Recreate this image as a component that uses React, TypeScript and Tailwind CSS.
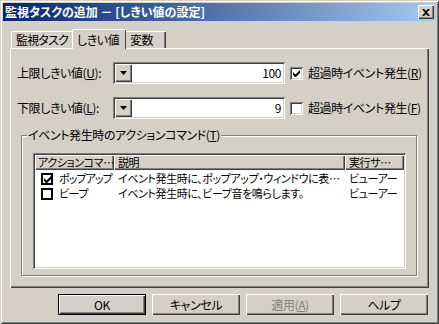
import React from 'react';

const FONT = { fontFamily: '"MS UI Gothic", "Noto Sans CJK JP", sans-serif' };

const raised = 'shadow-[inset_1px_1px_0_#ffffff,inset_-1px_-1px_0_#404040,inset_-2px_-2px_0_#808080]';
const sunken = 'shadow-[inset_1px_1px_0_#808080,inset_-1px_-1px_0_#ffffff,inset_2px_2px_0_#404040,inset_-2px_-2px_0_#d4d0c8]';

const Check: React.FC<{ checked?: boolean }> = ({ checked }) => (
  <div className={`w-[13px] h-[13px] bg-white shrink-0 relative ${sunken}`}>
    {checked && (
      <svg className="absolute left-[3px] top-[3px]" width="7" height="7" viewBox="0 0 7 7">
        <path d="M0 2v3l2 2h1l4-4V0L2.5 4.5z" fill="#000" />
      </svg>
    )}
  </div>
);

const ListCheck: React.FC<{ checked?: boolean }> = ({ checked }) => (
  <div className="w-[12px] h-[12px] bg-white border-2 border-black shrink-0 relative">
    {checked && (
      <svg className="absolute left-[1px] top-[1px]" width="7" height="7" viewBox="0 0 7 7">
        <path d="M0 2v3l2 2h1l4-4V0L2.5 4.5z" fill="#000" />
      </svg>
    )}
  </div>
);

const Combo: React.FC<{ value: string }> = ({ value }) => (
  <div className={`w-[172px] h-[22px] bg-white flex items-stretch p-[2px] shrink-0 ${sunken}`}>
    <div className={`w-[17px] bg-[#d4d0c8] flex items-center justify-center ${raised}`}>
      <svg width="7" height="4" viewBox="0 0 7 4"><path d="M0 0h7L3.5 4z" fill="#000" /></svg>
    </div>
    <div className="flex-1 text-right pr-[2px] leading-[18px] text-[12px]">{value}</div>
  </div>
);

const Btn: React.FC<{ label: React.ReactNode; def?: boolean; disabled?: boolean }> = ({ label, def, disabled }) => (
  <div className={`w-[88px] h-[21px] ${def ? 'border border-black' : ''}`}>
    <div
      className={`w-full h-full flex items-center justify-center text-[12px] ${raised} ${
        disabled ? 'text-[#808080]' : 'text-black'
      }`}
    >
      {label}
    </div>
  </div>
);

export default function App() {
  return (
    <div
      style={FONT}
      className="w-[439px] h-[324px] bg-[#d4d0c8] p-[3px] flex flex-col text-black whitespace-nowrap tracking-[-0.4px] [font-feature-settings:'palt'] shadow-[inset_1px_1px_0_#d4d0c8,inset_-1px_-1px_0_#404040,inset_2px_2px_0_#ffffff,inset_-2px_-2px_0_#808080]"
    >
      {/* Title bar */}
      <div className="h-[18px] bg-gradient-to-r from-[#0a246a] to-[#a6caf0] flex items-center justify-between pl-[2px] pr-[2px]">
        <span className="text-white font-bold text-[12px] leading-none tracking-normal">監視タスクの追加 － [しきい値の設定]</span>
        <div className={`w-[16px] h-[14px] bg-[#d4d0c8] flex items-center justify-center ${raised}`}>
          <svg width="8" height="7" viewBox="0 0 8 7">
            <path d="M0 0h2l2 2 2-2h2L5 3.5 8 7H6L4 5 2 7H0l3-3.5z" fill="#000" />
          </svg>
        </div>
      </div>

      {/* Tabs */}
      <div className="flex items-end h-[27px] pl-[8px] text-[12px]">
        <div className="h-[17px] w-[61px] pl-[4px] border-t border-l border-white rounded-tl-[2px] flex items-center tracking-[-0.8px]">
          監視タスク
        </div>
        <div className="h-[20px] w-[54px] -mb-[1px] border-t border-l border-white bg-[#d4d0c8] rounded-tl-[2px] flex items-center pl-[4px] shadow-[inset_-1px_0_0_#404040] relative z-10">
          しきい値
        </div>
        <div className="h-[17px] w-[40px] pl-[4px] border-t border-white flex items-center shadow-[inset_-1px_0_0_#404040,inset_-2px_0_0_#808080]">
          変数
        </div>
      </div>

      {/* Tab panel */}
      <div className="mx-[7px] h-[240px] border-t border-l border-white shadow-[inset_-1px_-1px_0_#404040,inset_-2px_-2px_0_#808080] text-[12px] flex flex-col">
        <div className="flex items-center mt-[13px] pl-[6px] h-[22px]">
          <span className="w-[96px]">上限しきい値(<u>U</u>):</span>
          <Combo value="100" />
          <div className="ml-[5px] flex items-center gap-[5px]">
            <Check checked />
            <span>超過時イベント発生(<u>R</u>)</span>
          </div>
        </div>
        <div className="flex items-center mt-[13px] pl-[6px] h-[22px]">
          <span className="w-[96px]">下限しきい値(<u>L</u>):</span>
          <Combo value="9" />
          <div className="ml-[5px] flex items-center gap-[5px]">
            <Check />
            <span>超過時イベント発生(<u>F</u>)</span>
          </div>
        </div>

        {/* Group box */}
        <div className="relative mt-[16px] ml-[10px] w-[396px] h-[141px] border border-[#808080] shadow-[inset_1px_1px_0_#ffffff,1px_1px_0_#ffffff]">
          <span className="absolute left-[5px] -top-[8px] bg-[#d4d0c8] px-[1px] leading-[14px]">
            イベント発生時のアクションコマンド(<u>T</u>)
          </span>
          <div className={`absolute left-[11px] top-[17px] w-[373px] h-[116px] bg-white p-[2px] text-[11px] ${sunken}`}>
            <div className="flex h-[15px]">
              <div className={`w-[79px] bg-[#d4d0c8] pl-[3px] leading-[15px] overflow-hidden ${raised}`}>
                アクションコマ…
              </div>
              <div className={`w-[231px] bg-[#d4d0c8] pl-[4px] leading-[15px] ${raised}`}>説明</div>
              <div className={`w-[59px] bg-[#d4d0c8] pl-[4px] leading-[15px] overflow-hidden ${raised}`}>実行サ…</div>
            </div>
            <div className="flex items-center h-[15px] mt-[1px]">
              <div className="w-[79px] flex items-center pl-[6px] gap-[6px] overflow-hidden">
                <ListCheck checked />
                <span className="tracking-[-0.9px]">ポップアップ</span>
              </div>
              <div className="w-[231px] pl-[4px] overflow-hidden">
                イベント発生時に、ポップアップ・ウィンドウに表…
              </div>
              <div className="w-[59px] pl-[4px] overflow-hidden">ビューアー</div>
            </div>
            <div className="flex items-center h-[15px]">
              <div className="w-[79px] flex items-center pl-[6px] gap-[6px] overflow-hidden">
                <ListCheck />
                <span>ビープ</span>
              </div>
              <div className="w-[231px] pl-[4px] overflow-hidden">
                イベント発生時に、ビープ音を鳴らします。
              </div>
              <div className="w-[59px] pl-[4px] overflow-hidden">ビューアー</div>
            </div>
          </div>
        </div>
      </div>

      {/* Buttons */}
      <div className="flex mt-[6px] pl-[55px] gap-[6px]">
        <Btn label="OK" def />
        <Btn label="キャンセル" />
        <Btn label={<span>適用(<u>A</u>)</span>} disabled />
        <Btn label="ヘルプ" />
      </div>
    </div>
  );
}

→ **INSTRUCTIONS TO FOLLOW**
Every line of the data should be copied as it stands, without the images.

→ **ANSWER TO THE TASK**
Recreate this image as a component that uses React, TypeScript and Tailwind CSS.
import React from 'react';

const FONT = { fontFamily: '"MS UI Gothic", "Noto Sans CJK JP", sans-serif' };

const raised = 'shadow-[inset_1px_1px_0_#ffffff,inset_-1px_-1px_0_#404040,inset_-2px_-2px_0_#808080]';
const sunken = 'shadow-[inset_1px_1px_0_#808080,inset_-1px_-1px_0_#ffffff,inset_2px_2px_0_#404040,inset_-2px_-2px_0_#d4d0c8]';

const Check: React.FC<{ checked?: boolean }> = ({ checked }) => (
  <div className={`w-[13px] h-[13px] bg-white shrink-0 relative ${sunken}`}>
    {checked && (
      <svg className="absolute left-[3px] top-[3px]" width="7" height="7" viewBox="0 0 7 7">
        <path d="M0 2v3l2 2h1l4-4V0L2.5 4.5z" fill="#000" />
      </svg>
    )}
  </div>
);

const ListCheck: React.FC<{ checked?: boolean }> = ({ checked }) => (
  <div className="w-[12px] h-[12px] bg-white border-2 border-black shrink-0 relative">
    {checked && (
      <svg className="absolute left-[1px] top-[1px]" width="7" height="7" viewBox="0 0 7 7">
        <path d="M0 2v3l2 2h1l4-4V0L2.5 4.5z" fill="#000" />
      </svg>
    )}
  </div>
);

const Combo: React.FC<{ value: string }> = ({ value }) => (
  <div className={`w-[172px] h-[22px] bg-white flex items-stretch p-[2px] shrink-0 ${sunken}`}>
    <div className={`w-[17px] bg-[#d4d0c8] flex items-center justify-center ${raised}`}>
      <svg width="7" height="4" viewBox="0 0 7 4"><path d="M0 0h7L3.5 4z" fill="#000" /></svg>
    </div>
    <div className="flex-1 text-right pr-[2px] leading-[18px] text-[12px]">{value}</div>
  </div>
);

const Btn: React.FC<{ label: React.ReactNode; def?: boolean; disabled?: boolean }> = ({ label, def, disabled }) => (
  <div className={`w-[88px] h-[21px] ${def ? 'border border-black' : ''}`}>
    <div
      className={`w-full h-full flex items-center justify-center text-[12px] ${raised} ${
        disabled ? 'text-[#808080]' : 'text-black'
      }`}
    >
      {label}
    </div>
  </div>
);

export default function App() {
  return (
    <div
      style={FONT}
      className="w-[439px] h-[324px] bg-[#d4d0c8] p-[3px] flex flex-col text-black whitespace-nowrap tracking-[-0.4px] [font-feature-settings:'palt'] shadow-[inset_1px_1px_0_#d4d0c8,inset_-1px_-1px_0_#404040,inset_2px_2px_0_#ffffff,inset_-2px_-2px_0_#808080]"
    >
      {/* Title bar */}
      <div className="h-[18px] bg-gradient-to-r from-[#0a246a] to-[#a6caf0] flex items-center justify-between pl-[2px] pr-[2px]">
        <span className="text-white font-bold text-[12px] leading-none tracking-normal">監視タスクの追加 － [しきい値の設定]</span>
        <div className={`w-[16px] h-[14px] bg-[#d4d0c8] flex items-center justify-center ${raised}`}>
          <svg width="8" height="7" viewBox="0 0 8 7">
            <path d="M0 0h2l2 2 2-2h2L5 3.5 8 7H6L4 5 2 7H0l3-3.5z" fill="#000" />
          </svg>
        </div>
      </div>

      {/* Tabs */}
      <div className="flex items-end h-[27px] pl-[8px] text-[12px]">
        <div className="h-[17px] w-[61px] pl-[4px] border-t border-l border-white rounded-tl-[2px] flex items-center tracking-[-0.8px]">
          監視タスク
        </div>
        <div className="h-[20px] w-[54px] -mb-[1px] border-t border-l border-white bg-[#d4d0c8] rounded-tl-[2px] flex items-center pl-[4px] shadow-[inset_-1px_0_0_#404040] relative z-10">
          しきい値
        </div>
        <div className="h-[17px] w-[40px] pl-[4px] border-t border-white flex items-center shadow-[inset_-1px_0_0_#404040,inset_-2px_0_0_#808080]">
          変数
        </div>
      </div>

      {/* Tab panel */}
      <div className="mx-[7px] h-[240px] border-t border-l border-white shadow-[inset_-1px_-1px_0_#404040,inset_-2px_-2px_0_#808080] text-[12px] flex flex-col">
        <div className="flex items-center mt-[13px] pl-[6px] h-[22px]">
          <span className="w-[96px]">上限しきい値(<u>U</u>):</span>
          <Combo value="100" />
          <div className="ml-[5px] flex items-center gap-[5px]">
            <Check checked />
            <span>超過時イベント発生(<u>R</u>)</span>
          </div>
        </div>
        <div className="flex items-center mt-[13px] pl-[6px] h-[22px]">
          <span className="w-[96px]">下限しきい値(<u>L</u>):</span>
          <Combo value="9" />
          <div className="ml-[5px] flex items-center gap-[5px]">
            <Check />
            <span>超過時イベント発生(<u>F</u>)</span>
          </div>
        </div>

        {/* Group box */}
        <div className="relative mt-[16px] ml-[10px] w-[396px] h-[141px] border border-[#808080] shadow-[inset_1px_1px_0_#ffffff,1px_1px_0_#ffffff]">
          <span className="absolute left-[5px] -top-[8px] bg-[#d4d0c8] px-[1px] leading-[14px]">
            イベント発生時のアクションコマンド(<u>T</u>)
          </span>
          <div className={`absolute left-[11px] top-[17px] w-[373px] h-[116px] bg-white p-[2px] text-[11px] ${sunken}`}>
            <div className="flex h-[15px]">
              <div className={`w-[79px] bg-[#d4d0c8] pl-[3px] leading-[15px] overflow-hidden ${raised}`}>
                アクションコマ…
              </div>
              <div className={`w-[231px] bg-[#d4d0c8] pl-[4px] leading-[15px] ${raised}`}>説明</div>
              <div className={`w-[59px] bg-[#d4d0c8] pl-[4px] leading-[15px] overflow-hidden ${raised}`}>実行サ…</div>
            </div>
            <div className="flex items-center h-[15px] mt-[1px]">
              <div className="w-[79px] flex items-center pl-[6px] gap-[6px] overflow-hidden">
                <ListCheck checked />
                <span className="tracking-[-0.9px]">ポップアップ</span>
              </div>
              <div className="w-[231px] pl-[4px] overflow-hidden">
                イベント発生時に、ポップアップ・ウィンドウに表…
              </div>
              <div className="w-[59px] pl-[4px] overflow-hidden">ビューアー</div>
            </div>
            <div className="flex items-center h-[15px]">
              <div className="w-[79px] flex items-center pl-[6px] gap-[6px] overflow-hidden">
                <ListCheck />
                <span>ビープ</span>
              </div>
              <div className="w-[231px] pl-[4px] overflow-hidden">
                イベント発生時に、ビープ音を鳴らします。
              </div>
              <div className="w-[59px] pl-[4px] overflow-hidden">ビューアー</div>
            </div>
          </div>
        </div>
      </div>

      {/* Buttons */}
      <div className="flex mt-[6px] pl-[55px] gap-[6px]">
        <Btn label="OK" def />
        <Btn label="キャンセル" />
        <Btn label={<span>適用(<u>A</u>)</span>} disabled />
        <Btn label="ヘルプ" />
      </div>
    </div>
  );
}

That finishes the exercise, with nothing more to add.